While I agree with most of your post, I can't agree with this bit. The design and direction in the surviving episodes of The Daleks' Master Plan in particular are splendid, and it's a great shame so much of it has been lost.
parrot_knight
Nov. 14th, 2007 11:44 am (UTC)
Is the change of production team between Wiles-Tosh and Lloyd-Davis discernable, do you think?
wistling
Nov. 14th, 2007 12:43 pm (UTC)
Hm, I don't remember Katarina. Dodo, though, I remember. Too bad PBS doesn't do old Dr Who episodes anymore.
bibliophile1887
Nov. 14th, 2007 12:52 pm (UTC)
Season three does have some good stuff, to be sure. Also some new ground broken with the deaths of two companions (although the canonicity of Sara is still argued over). Gunfighters is amusing even though the ballad does annoy after a while and the Dalek Master Plan really should have been two stories. The Ark I enjoyed thoroughly and I'm absolutely gaga over the ending of the Massacre. Billy's delivery of that monologue is brilliant.

But I have to say that I much prefer season two. We have the departure of the Doctor's granddaughter, the teachers return home, we see the return of the Daleks TWICE and we get new companions in Vicki and Steven.

However, for the sheer novelty of new and interesting ideas, I will admit that season three does that very well.
(Deleted comment)
bibliophile1887
Nov. 15th, 2007 01:58 am (UTC)
I did, yes. Because she was awesome.

Got a Katarina one, too. ;)
frankymole
Nov. 16th, 2007 04:43 pm (UTC)
"A child conceived just before Mission to the Unknown was broadcast would have been due shortly after the last episode of The Savages."

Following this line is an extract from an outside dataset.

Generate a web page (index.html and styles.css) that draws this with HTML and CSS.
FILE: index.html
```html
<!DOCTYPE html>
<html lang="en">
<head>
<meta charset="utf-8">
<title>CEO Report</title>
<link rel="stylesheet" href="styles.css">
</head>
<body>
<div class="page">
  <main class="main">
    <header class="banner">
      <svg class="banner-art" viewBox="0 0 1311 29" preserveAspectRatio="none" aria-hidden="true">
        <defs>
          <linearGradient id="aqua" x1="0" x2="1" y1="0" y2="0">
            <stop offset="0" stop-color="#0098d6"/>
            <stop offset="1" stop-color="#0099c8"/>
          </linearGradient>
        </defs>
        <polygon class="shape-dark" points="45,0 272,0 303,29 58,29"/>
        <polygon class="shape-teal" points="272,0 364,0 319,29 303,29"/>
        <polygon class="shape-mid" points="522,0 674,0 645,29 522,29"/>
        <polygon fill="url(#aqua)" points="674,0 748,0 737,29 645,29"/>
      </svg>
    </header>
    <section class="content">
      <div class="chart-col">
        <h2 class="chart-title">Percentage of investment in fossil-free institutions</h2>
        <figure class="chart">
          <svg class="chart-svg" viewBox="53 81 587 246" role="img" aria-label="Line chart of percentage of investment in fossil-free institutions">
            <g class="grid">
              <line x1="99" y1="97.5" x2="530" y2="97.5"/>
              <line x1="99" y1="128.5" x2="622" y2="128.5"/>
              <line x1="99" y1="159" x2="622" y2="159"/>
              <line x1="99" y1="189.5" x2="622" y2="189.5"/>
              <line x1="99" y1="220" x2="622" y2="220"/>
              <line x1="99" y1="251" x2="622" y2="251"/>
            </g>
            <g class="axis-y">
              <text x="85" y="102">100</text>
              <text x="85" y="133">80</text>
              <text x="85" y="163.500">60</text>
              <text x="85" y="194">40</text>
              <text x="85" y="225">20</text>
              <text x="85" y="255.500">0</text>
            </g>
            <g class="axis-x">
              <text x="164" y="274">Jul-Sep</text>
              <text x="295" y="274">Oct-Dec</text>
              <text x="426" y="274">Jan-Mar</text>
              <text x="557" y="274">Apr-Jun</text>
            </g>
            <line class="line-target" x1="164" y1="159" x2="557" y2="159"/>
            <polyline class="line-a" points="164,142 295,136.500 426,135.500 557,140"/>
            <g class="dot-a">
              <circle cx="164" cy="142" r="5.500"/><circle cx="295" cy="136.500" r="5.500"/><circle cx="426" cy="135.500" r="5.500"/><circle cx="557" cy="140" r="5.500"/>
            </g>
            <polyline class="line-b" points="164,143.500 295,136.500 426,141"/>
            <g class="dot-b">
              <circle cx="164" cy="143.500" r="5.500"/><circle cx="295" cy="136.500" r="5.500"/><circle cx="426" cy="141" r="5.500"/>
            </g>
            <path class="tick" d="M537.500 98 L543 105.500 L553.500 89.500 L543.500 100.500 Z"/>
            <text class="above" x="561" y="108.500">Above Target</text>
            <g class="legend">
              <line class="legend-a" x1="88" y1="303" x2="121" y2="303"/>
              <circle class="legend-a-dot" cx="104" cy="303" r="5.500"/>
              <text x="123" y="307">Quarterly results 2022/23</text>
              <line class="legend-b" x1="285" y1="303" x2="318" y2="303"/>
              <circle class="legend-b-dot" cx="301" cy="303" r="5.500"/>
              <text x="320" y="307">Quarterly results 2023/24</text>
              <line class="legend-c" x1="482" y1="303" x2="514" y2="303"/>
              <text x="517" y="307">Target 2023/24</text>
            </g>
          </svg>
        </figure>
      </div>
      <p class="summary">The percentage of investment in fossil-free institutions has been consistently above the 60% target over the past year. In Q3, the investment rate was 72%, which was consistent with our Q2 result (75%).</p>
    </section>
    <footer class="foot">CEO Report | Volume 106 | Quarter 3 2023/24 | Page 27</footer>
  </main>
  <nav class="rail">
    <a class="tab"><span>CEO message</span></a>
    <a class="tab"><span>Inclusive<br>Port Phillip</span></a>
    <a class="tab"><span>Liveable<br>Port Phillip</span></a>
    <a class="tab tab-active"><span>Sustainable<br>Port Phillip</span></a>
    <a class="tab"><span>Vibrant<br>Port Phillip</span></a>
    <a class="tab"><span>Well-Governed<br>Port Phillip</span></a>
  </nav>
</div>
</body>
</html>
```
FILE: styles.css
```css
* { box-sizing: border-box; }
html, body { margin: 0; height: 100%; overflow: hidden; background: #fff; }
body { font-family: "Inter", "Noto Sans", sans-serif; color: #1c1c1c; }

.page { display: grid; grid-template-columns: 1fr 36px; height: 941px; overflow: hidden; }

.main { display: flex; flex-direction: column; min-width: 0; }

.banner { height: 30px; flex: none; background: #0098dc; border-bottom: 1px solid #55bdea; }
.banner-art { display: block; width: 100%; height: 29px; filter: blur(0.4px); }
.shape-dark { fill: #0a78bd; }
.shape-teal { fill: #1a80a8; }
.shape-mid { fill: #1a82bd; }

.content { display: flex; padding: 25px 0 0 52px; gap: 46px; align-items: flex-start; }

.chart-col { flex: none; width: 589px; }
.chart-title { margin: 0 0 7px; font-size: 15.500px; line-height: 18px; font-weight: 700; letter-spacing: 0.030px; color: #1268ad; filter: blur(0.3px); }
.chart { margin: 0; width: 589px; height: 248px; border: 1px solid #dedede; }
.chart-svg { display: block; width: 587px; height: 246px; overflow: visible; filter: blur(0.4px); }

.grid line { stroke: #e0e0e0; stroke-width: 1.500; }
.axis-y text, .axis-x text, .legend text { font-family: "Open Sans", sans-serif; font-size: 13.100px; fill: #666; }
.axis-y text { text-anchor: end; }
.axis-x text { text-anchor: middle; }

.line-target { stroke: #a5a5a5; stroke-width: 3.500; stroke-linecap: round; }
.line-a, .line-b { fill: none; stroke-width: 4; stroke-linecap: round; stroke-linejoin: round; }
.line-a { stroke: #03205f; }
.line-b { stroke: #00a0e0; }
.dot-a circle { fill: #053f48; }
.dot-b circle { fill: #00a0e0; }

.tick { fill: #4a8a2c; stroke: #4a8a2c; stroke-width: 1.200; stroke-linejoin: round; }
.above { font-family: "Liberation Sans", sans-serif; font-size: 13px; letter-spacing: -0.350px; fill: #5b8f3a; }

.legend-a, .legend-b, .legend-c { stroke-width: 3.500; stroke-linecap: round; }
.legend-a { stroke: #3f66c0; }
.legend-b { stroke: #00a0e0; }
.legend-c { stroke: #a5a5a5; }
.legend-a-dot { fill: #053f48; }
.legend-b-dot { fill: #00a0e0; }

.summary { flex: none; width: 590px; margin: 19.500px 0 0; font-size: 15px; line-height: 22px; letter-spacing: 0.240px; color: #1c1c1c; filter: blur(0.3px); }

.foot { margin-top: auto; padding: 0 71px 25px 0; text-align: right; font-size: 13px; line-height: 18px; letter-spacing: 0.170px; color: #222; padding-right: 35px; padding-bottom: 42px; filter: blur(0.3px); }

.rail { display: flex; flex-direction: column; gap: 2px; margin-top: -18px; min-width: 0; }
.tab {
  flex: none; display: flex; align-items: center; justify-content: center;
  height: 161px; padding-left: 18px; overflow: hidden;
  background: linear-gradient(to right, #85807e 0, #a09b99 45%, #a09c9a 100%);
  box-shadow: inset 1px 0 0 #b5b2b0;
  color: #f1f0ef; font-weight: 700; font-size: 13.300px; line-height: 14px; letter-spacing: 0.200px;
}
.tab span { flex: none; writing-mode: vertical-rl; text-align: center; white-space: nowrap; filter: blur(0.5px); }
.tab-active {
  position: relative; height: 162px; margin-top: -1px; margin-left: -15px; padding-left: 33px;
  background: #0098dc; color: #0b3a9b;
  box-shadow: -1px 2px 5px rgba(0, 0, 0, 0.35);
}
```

I'm desperately trying to squeeze in a viewing of the entire 1960s run (including all missing episodes as recons) between those two events... 4 months or so in, I've reached The Gunfighters...

It is a tremendous season, and (from memory of an earlier marathon) I did notice the change from Tosh/Wiles to Lloyd/Davis, which started affecting things around the end of Celestial Toymaker/start of Gunfighters. The Wiles-generated four-or-five-or-so stories are very epic and thought-provoking. Davis' are a bit more down-to-earth in a way.